When it comes to transporting prisoners from around Italy and other countries, the archbishop said that each country has their own laws and regulations for how it will be done.
The Jubilee for the Socially Marginalized, on the other hand, will take place Nov. 13 and is intended for people who, “for different reasons, from economic precariousness to various diseases, from loneliness to a lack of family ties, have difficulties inserting themselves into the fabric of society and often end up on the margins of society, without a home or a place to live.”
Nearly 6,000 people have signed up from countries around the world including France, Germany, Portugal, England, Spain, Poland, the Netherlands, Italy, Hungary, Slovakia, Croatia and Switzerland.
Celebrations will begin Friday, Nov. 11, with an audience with Pope Francis in the Vatican’s Paul VI Hall, during which the Pope will listen to testimonies and speak with them. Testimonies will also be given in various parishes around Rome throughout the day.
On Saturday, Nov. 12, a vigil will be held at the Basilica of St. Paul Outside the Wall, during which attendees can pass through the basilica’s Holy Door. A concert will also be held that night in the Paul VI Hall.
The event will close Sunday, Nov. 13, with a Mass celebrated by Pope Francis. On the same day, the Holy Doors in the three major papal basilicas of Rome – St. Mary Major, St. Paul Outside the Wall and St. John Lateran – and those in dioceses throughout the world will be closed, marking the coming end of the Jubilee of Mercy. The Holy Door in St.

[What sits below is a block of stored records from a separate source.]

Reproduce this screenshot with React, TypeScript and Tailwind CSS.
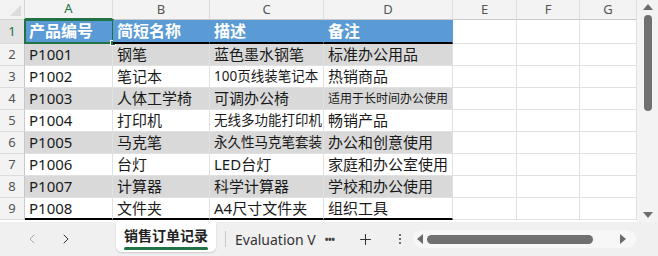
import { ChevronLeft, ChevronRight, Plus } from 'lucide-react';

const cols = ['A', 'B', 'C', 'D', 'E', 'F', 'G'];

type Cell = { text: string; small?: 'sm' | 'xs' };

const rows: Cell[][] = [
  [{ text: 'P1001' }, { text: '钢笔' }, { text: '蓝色墨水钢笔' }, { text: '标准办公用品' }],
  [{ text: 'P1002' }, { text: '笔记本' }, { text: '100页线装笔记本', small: 'sm' }, { text: '热销商品' }],
  [{ text: 'P1003' }, { text: '人体工学椅' }, { text: '可调办公椅' }, { text: '适用于长时间办公使用', small: 'xs' }],
  [{ text: 'P1004' }, { text: '打印机' }, { text: '无线多功能打印机', small: 'sm' }, { text: '畅销产品' }],
  [{ text: 'P1005' }, { text: '马克笔' }, { text: '永久性马克笔套装', small: 'sm' }, { text: '办公和创意使用' }],
  [{ text: 'P1006' }, { text: '台灯' }, { text: 'LED台灯' }, { text: '家庭和办公室使用' }],
  [{ text: 'P1007' }, { text: '计算器' }, { text: '科学计算器' }, { text: '学校和办公使用' }],
  [{ text: 'P1008' }, { text: '文件夹' }, { text: 'A4尺寸文件夹' }, { text: '组织工具' }],
];

const header = ['产品编号', '简短名称', '描述', '备注'];

const font = "font-['Segoe_UI','Noto_Sans','Noto_Sans_CJK_SC',sans-serif]";

export default function App() {
  return (
    <div className={`flex h-[256px] w-[658px] flex-col overflow-hidden bg-white ${font}`}>
      <div className="flex h-[222px]">
        <div className="grid w-[637px] grid-cols-[25px_88px_97px_114px_129px_64px_63px_57px] grid-rows-[20px_24px_repeat(8,22px)] content-start">
          {/* corner */}
          <div className="relative border-r border-b border-[#d4d4d4] bg-[#f3f3f3]">
            <div className="absolute right-[3px] bottom-[3px] h-0 w-0 border-b-[11px] border-l-[11px] border-b-[#dcdcdc] border-l-transparent" />
          </div>
          {cols.map((c) => (
            <div
              key={c}
              className={`flex items-center justify-center border-r border-[#dcdcdc] bg-[#f3f3f3] text-[13px] ${
                c === 'A'
                  ? 'border-b-2 border-b-[#217346] bg-[#e3e3e3] text-[#217346]'
                  : 'border-b border-b-[#c8c8c8] text-[#555]'
              }`}
            >
              {c}
            </div>
          ))}

          {/* row 1 */}
          <div className="flex items-center justify-center border-r border-b border-r-[#217346] border-b-[#dcdcdc] bg-[#e3e3e3] text-[13px] text-[#217346]">
            1
          </div>
          {header.map((h, i) => (
            <div
              key={h}
              className={`relative flex items-center border-b-2 border-b-black bg-[#5b9bd5] pl-[4px] text-[16px] font-bold text-white ${
                i === 0 ? '' : 'border-r border-r-[#5b9bd5]'
              }`}
            >
              {h}
              {i === 0 && (
                <>
                  <div className="pointer-events-none absolute -inset-x-px -top-px -bottom-[2px] border-2 border-[#217346]" />
                  <div className="absolute -right-[3px] -bottom-[4px] h-[6px] w-[6px] border border-white bg-[#217346]" />
                </>
              )}
            </div>
          ))}
          {[0, 1, 2].map((k) => (
            <div key={k} className="border-r border-b border-[#e1e1e1]" />
          ))}

          {rows.map((r, ri) => {
            const shaded = ri % 2 === 0;
            const last = ri === rows.length - 1;
            return (
              <div key={ri} className="contents">
                <div className="flex items-center justify-center border-r border-b border-r-[#c8c8c8] border-b-[#dcdcdc] bg-[#f3f3f3] text-[13px] text-[#555]">
                  {ri + 2}
                </div>
                {r.map((c, ci) => (
                  <div
                    key={ci}
                    className={`flex items-center overflow-hidden whitespace-nowrap pl-[4px] text-[#1a1a1a] ${
                      c.small === 'xs' ? 'text-[12px]' : c.small === 'sm' ? 'text-[13.5px]' : 'text-[15px]'
                    } ${shaded ? 'bg-[#d9d9d9]' : 'bg-white'} ${
                      last ? 'border-b-2 border-b-black' : 'border-b border-b-[#e1e1e1]'
                    } border-r border-r-[#e1e1e1]`}
                  >
                    {c.text}
                  </div>
                ))}
                {[0, 1, 2].map((k) => (
                  <div key={k} className="border-r border-b border-[#e1e1e1]" />
                ))}
              </div>
            );
          })}
        </div>

        {/* vertical scrollbar */}
        <div className="flex w-[21px] flex-col items-center bg-[#f3f3f3] pt-[4px] pb-[4px]">
          <div className="h-0 w-0 border-x-[5px] border-b-[6px] border-x-transparent border-b-[#6b6b6b]" />
          <div className="mt-[5px] h-[96px] w-[8px] rounded-full bg-[#707070]" />
          <div className="flex-1" />
          <div className="h-0 w-0 border-x-[5px] border-t-[6px] border-x-transparent border-t-[#6b6b6b]" />
        </div>
      </div>

      {/* sheet tab bar */}
      <div className="flex flex-1 items-center bg-[#f0f0f0] text-[#444]">
        <div className="ml-[24px] flex w-[80px] items-center gap-[18px]">
          <ChevronLeft className="h-[16px] w-[16px] text-[#a8a8a8]" strokeWidth={1.5} />
          <ChevronRight className="h-[16px] w-[16px] text-[#333]" strokeWidth={1.5} />
        </div>
        <div className="ml-[12px] flex h-[30px] flex-col items-center justify-center self-start rounded-b-[6px] bg-white px-[8px] shadow-[0_1px_2px_rgba(0,0,0,0.15)]">
          <span className="text-[14px] font-bold text-[#222]">销售订单记录</span>
          <div className="mt-[1px] h-[3px] w-[84px] rounded-full bg-[#217346]" />
        </div>
        <div className="mx-[9px] h-[16px] w-px bg-[#c8c8c8]" />
        <span className="text-[14px] whitespace-nowrap text-[#333]">Evaluation V</span>
        <span className="ml-[9px] text-[10px] font-bold tracking-[-0.5px] text-[#444]">•••</span>
        <Plus className="ml-[23px] h-[17px] w-[17px] text-[#333]" strokeWidth={1.5} />
        <div className="ml-[25px] flex flex-col items-center gap-[2px]">
          <div className="h-[2px] w-[2px] rounded-full bg-[#444]" />
          <div className="h-[2px] w-[2px] rounded-full bg-[#444]" />
          <div className="h-[2px] w-[2px] rounded-full bg-[#444]" />
        </div>
        <div className="ml-[12px] flex h-[18px] w-[223px] items-center rounded-full bg-[#f7f7f7] px-[4px]">
          <div className="h-0 w-0 border-y-[5px] border-r-[6px] border-y-transparent border-r-[#6b6b6b]" />
          <div className="ml-[4px] h-[9px] w-[166px] rounded-full bg-[#707070]" />
          <div className="flex-1" />
          <div className="mr-[6px] h-0 w-0 border-y-[5px] border-l-[6px] border-y-transparent border-l-[#6b6b6b]" />
        </div>
      </div>
    </div>
  );
}
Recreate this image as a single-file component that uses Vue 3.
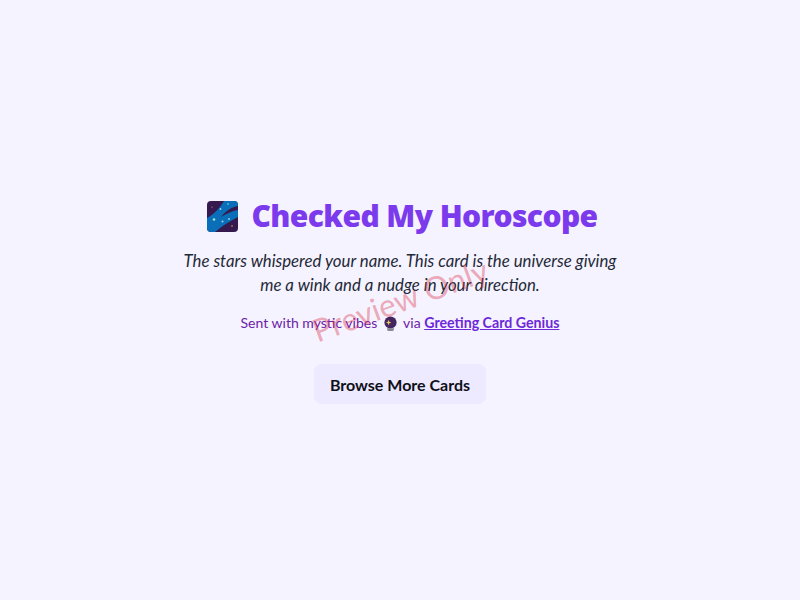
<script setup>
const stars = [
  { cx: 7, cy: 18.5, r: 1.3, fill: '#9fe8c8' },
  { cx: 13.5, cy: 8, r: 0.9, fill: '#8fd8ee' },
  { cx: 21, cy: 3, r: 0.8, fill: '#8fd8ee' },
  { cx: 15.5, cy: 20.5, r: 1, fill: '#8fd8ee' },
  { cx: 22, cy: 18, r: 0.9, fill: '#8fd8ee' },
  { cx: 25, cy: 25, r: 0.7, fill: '#e8c95a' },
  { cx: 5, cy: 6, r: 0.5, fill: '#e8c95a' }
]
</script>

<template>
  <main class="page">
    <h1 class="title">
      <svg class="galaxy" viewBox="0 0 31 31" aria-hidden="true">
        <rect width="31" height="31" rx="4" fill="#35194f" />
        <path d="M0 17C7 13 13 7 17 0H27A4 4 0 0 1 31 4V16C23 20 15 25 8 31H4A4 4 0 0 1 0 27Z" fill="#0a6fb8" />
        <path d="M31 5C24 6 18 11 14 16C19 13 25 10 31 9Z" fill="#35194f" />
        <circle v-for="(s, i) in stars" :key="i" :cx="s.cx" :cy="s.cy" :r="s.r" :fill="s.fill" />
      </svg>
      <span>Checked My Horoscope</span>
    </h1>
    <p class="message">The stars whispered your name. This card is the universe giving me a wink and a nudge in your direction.</p>
    <p class="sent">
      Sent with mystic vibes
      <svg class="ball" viewBox="0 0 16 16" aria-hidden="true">
        <circle cx="8" cy="7" r="6.5" fill="#43265f" />
        <path d="M6 4L6.8 6.2L9 7L6.8 7.8L6 10L5.2 7.8L3 7L5.2 6.2Z" fill="#e8c95a" />
        <path d="M4 13H12L11 16H5Z" fill="#8a8794" />
      </svg>
      via <a class="link" href="#">Greeting Card Genius</a>
    </p>
    <a class="button" href="#">Browse More Cards</a>
    <div class="watermark">Preview Only</div>
  </main>
</template>

<style>
html, body { margin: 0; background: #f5f3ff; }
</style>

<style scoped>
.page {
  position: relative;
  box-sizing: border-box;
  height: 600px;
  display: flex;
  flex-direction: column;
  align-items: center;
  justify-content: center;
  text-align: center;
  font-family: "Lato", sans-serif;
  background: #f5f3ff;
}
.title {
  display: flex;
  align-items: center;
  gap: 13px;
  margin: 0 0 13px;
  padding-left: 5px;
  font-family: "Noto Sans", sans-serif;
  font-size: 30px;
  line-height: 40px;
  font-weight: 900;
  letter-spacing: -0.6px;
  color: #7c3aed;
}
.galaxy { width: 31px; height: 31px; }
.message {
  width: 440px;
  margin: 0 0 15px;
  font-size: 16.8px;
  line-height: 24px;
  font-style: italic;
  color: #1f2937;
}
.sent {
  margin: 0 0 30px;
  font-size: 14px;
  line-height: 22px;
  color: #6b21a8;
}
.ball { width: 15px; height: 15px; margin: 0 2px; vertical-align: -3px; }
.link { color: #6d28d9; font-size: 14.2px; font-weight: 700; text-decoration: underline; }
.button {
  padding: 11px 16px 9px;
  border-radius: 8px;
  background: #ede9fe;
  color: #0f0f1a;
  font-size: 16px;
  line-height: 20px;
  font-weight: 700;
  text-decoration: none;
}
.watermark {
  position: absolute;
  left: 50%;
  top: 50%;
  transform: translate(-50%, -50%) rotate(-20deg);
  font-size: 31.5px;
  color: rgba(220, 50, 70, 0.4);
  white-space: nowrap;
  pointer-events: none;
}
</style>
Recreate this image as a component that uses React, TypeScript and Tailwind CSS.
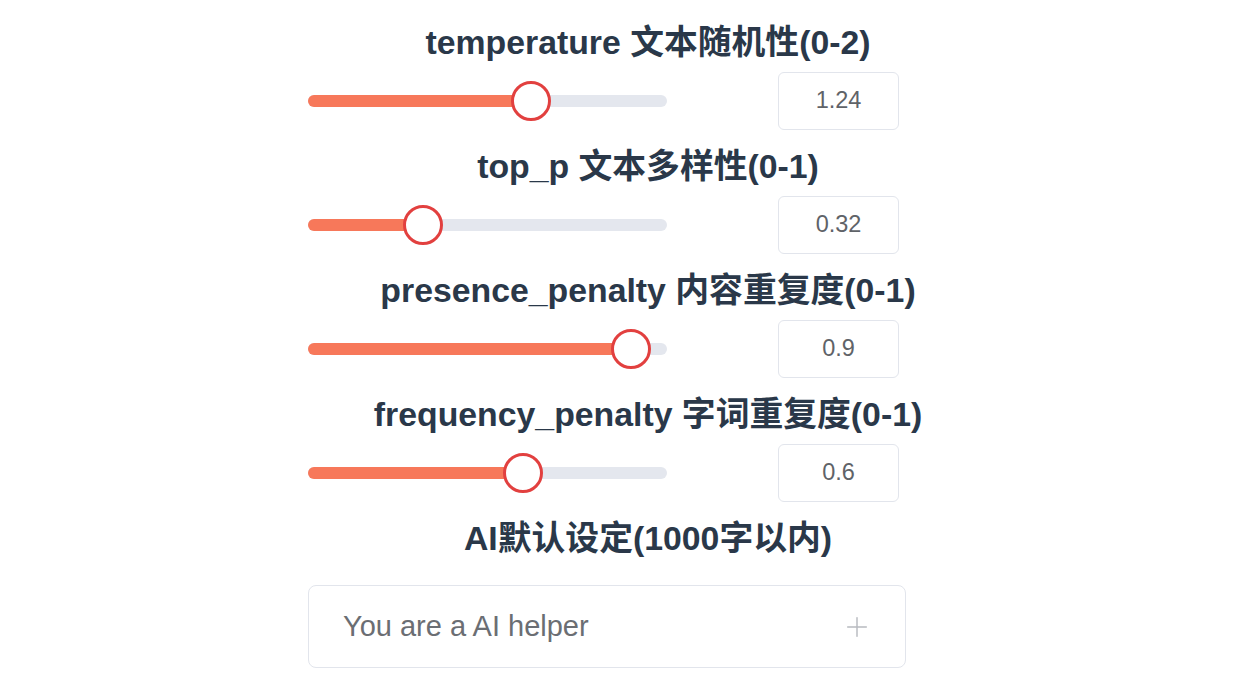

Peter’s will be closed at the Nov. 20 conclusion of the Holy Year.
In his comments to journalists, Fisichella said that to close the Holy Doors “does not exhaust the commitment of the Church, but in the light of the Jubilee experience, strengthens her witness.”
Referring to the Jubilee for Prisoners and Marginalized persons, he said, “we are certain that these two Jubilee events will be lived with the same intensity and experience of prayer with which we have seen the entire Jubilee (of Mercy) be celebrated.”
The two events, he said, are “a meaningful horizon of the jubilee program which looks forward to Nov. 20 with serenity and trust.”